On the other hand, as Cullen Murphy contended in our January 1993 issue, an eternity spent with no decrease in faculties wouldn’t necessarily be desirable either:
There are a lot of characters in literature who have been endowed with immortality and who do manage to keep their youth. Unfortunately, in many cases nobody else does. Spouses and friends grow old and die. Societies change utterly. The immortals, their only constant companion a pervading loneliness, go on and on. This is the pathetic core of legends like those of the Flying Dutchman and the Wandering Jew. In Natalie Babbitt’s Tuck Everlasting, a fine and haunting novel for children, the Tuck family has inadvertently achieved immortality by drinking the waters of a magic spring.

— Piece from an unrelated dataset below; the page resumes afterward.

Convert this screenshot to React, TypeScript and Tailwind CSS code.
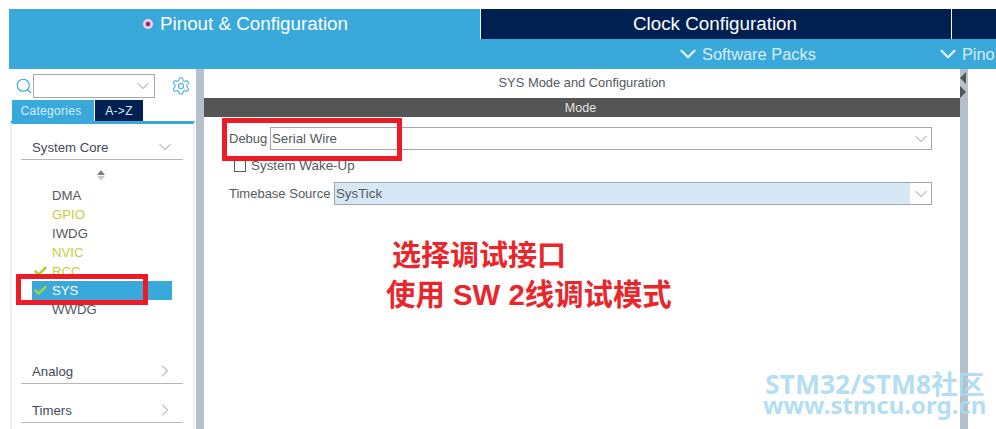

As the years pass, they are burdened emotionally by an unbridgeable remoteness from a world they are in but not of.
Since antiquity, Murphy wrote, literature has had a fairly united stance on immortality: “Tamper with the rhythms of nature and something inevitably goes wrong.” After all, people die to make room for more people, and pushing lifespans beyond their ordinary limits risks straining resources as well as reshaping families.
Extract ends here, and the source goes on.